Park Place
- Location: Croydon, England
- Coordinates: 51°22′22″N 0°05′56″W﻿ / ﻿51.3729°N 0.0988°W
- Opening date: Project abandoned
- Developer: Minerva
- Owner: Minerva
- No. of anchor tenants: 2
- Total retail floor area: 1,080,000 sq ft (100,000 m^{2})
- No. of floors: 4

= Park Place (Croydon) =

Park Place was a proposed shopping centre which had been expected to open in Croydon, London by 2011. The date was continuously pushed back due to a number of problems between different developers, financial backers and the local council. It was cancelled in 2009, as other schemes began progress, such as the extension to Centrale and the possible takeover of the Whitgift Centre by Westfield Group. Park Place was part of the Croydon Vision 2020 re-generation scheme.

Park Place has been proposed by developers Minerva and was given planning approval in 2000 by Croydon Council after which the Government Office for London decided not to proceed with a call-in in 2003, despite concerns over traffic and the impact upon existing retail. This decision, ultimately by Deputy Prime Minister John Prescott, caused controversy in 2006 amidst the Cash for Peerages political scandal, when it emerged that two of Minerva's previous and current chairmen, David Garrard and Andrew Rosenfeld, had made major loans to the Labour Party three months before the decision not to call in the planning application. Prescott denied any wrongdoing.

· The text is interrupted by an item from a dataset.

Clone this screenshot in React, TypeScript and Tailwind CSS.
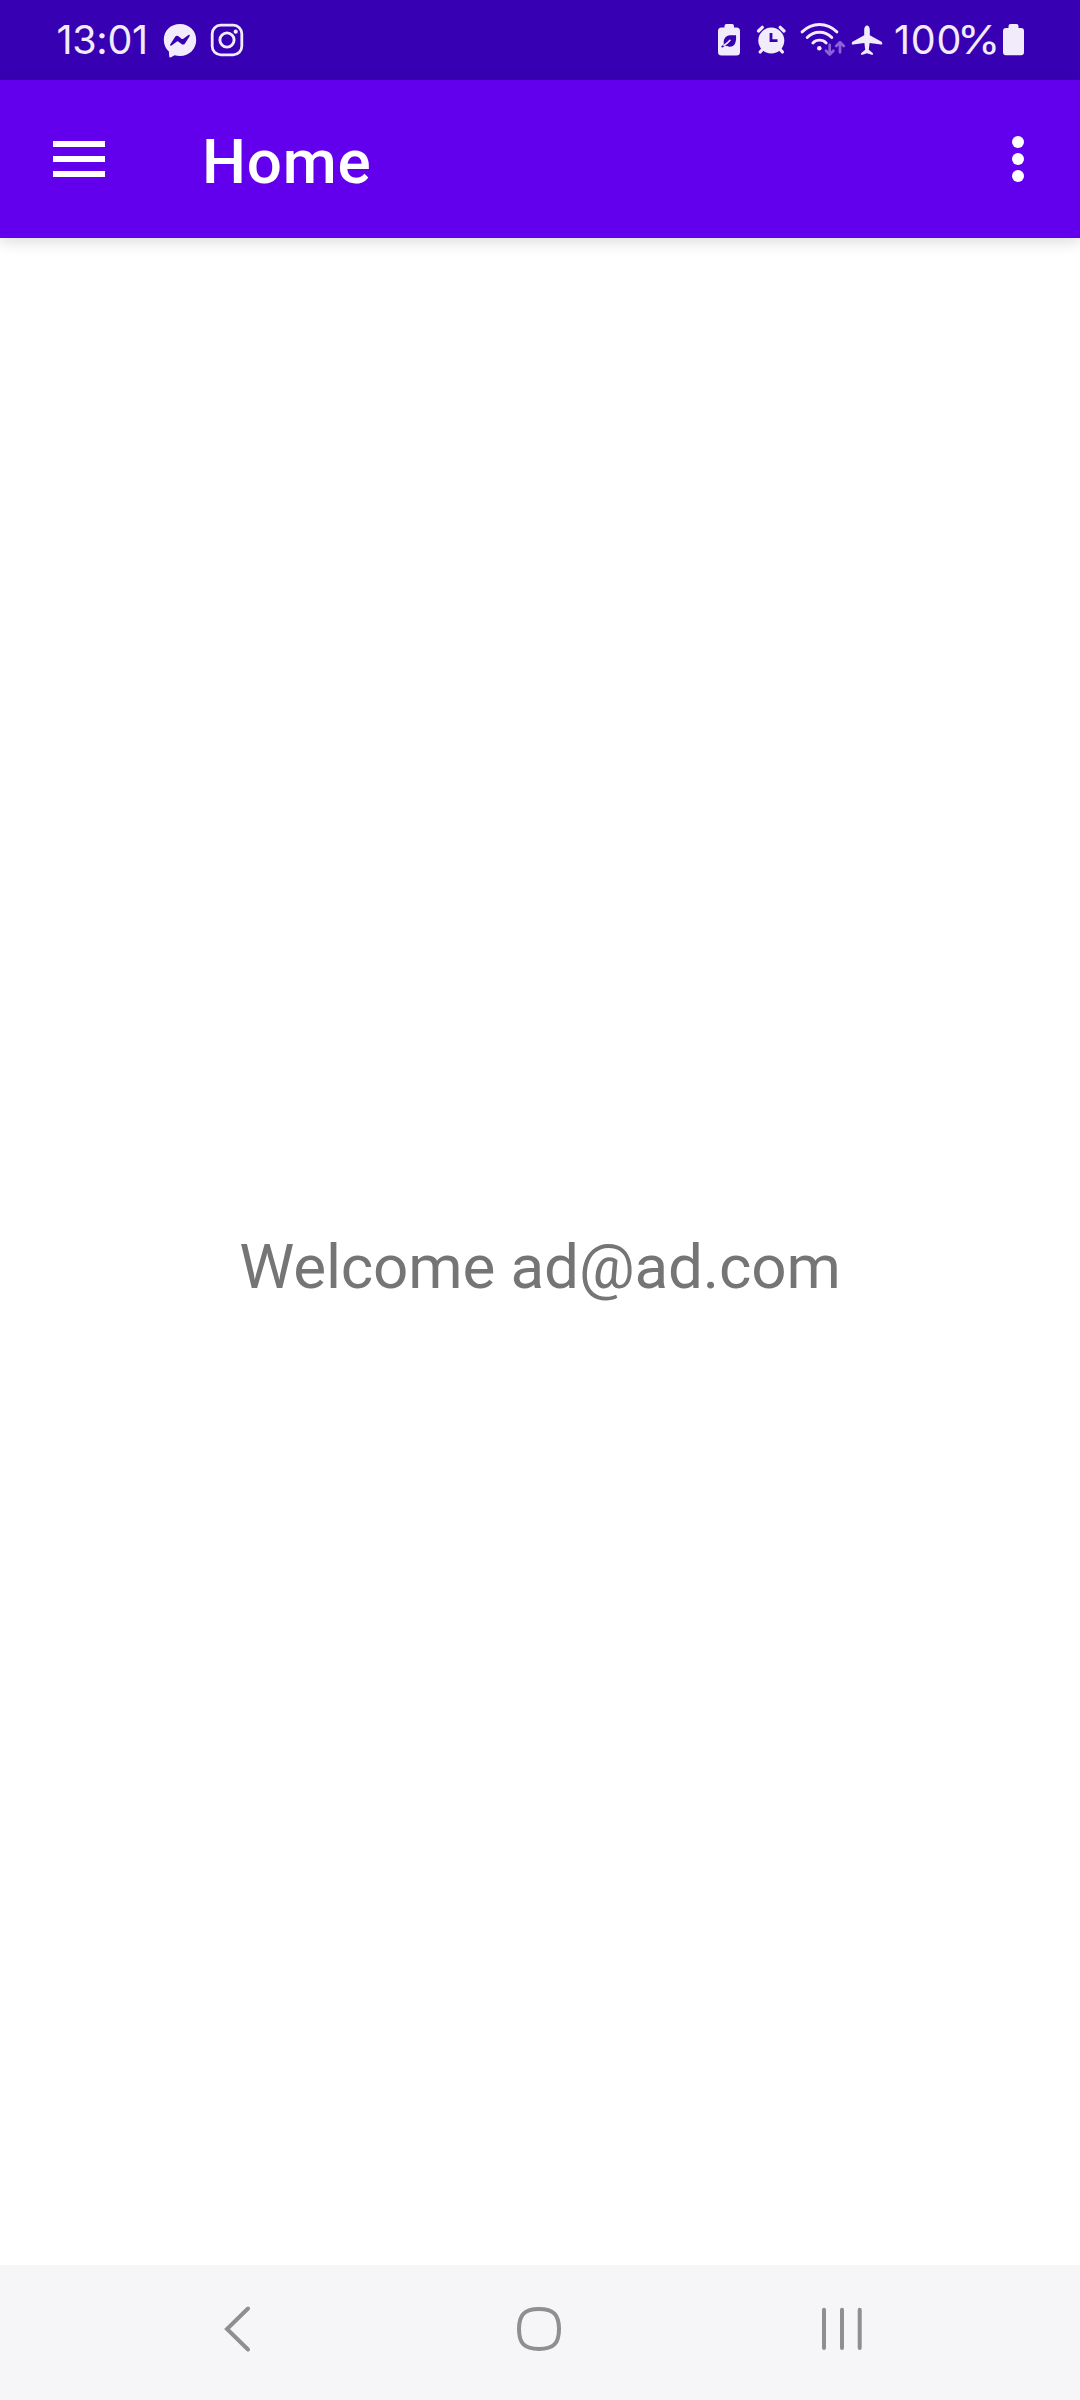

In May 2009, Croydon Council announced that it would be ending the development agreement with Minerva following a realisation that they would not be able to secure funding after Lendlease pulled out of the project.

==Plans==
Minerva planned to build a shopping centre, office accommodation and bus station on the site of the Allders department store and St George's Walk. The scheduled commencement date for Park Place was originally Autumn 2006. Gap, John Lewis, Habitat and Borders expressed their desire to have a store in the centre, with an Apple Store another potential buyer of a unit. It was intended that the centre when completed would be 1080000 sqft, with the development adjoining and integrating with the existing Whitgift Centre at its northern end and extend south to Katherine Street. The overall site would have taken in part of Park Street and cross the western end of George Street via a bridge and tunnel with the existing Grade II listed frontages in George Street, as well as the North End facade of Allders to be retained.

A compulsory purchase order by Croydon Council is in the process of being enacted to enable the whole site to come under the ownership of Minerva. A major new department store will be located to the south of the new site; originally this was to be a new Allders store, then owned by Minerva, but John Lewis was then lined up to anchor the site. On 5 May 2006 John Lewis announced that no development scheme in Croydon met their requirements and that they were not in negotiations with Minerva.

Nestlé, whose UK headquarters in the Nestlé Tower formed part of the site, planned to take part of the office accommodation.

==Viability==
The overall viability of the Minerva plans (1.08 million sq.ft. shopping centre) was thrown into doubt following the building of the 1.615 million sq.ft. Westfield London shopping centre development in White City which opened in October 2008 and the existing 1600000 sqft shopping development at Bluewater in Kent.

On 19 March Minerva announced that their deal with Lendlease had collapsed. Lendlease were responsible for negotiations with John Lewis.

In May 2008, Croydon Council announced that they did not expect works to start until late 2009, a further delay of some 18 months. A revised planning application was not expected to be tabled until late 2008. Minerva meanwhile was facing speculation of a takeover bid by the Dubai-based Limitless.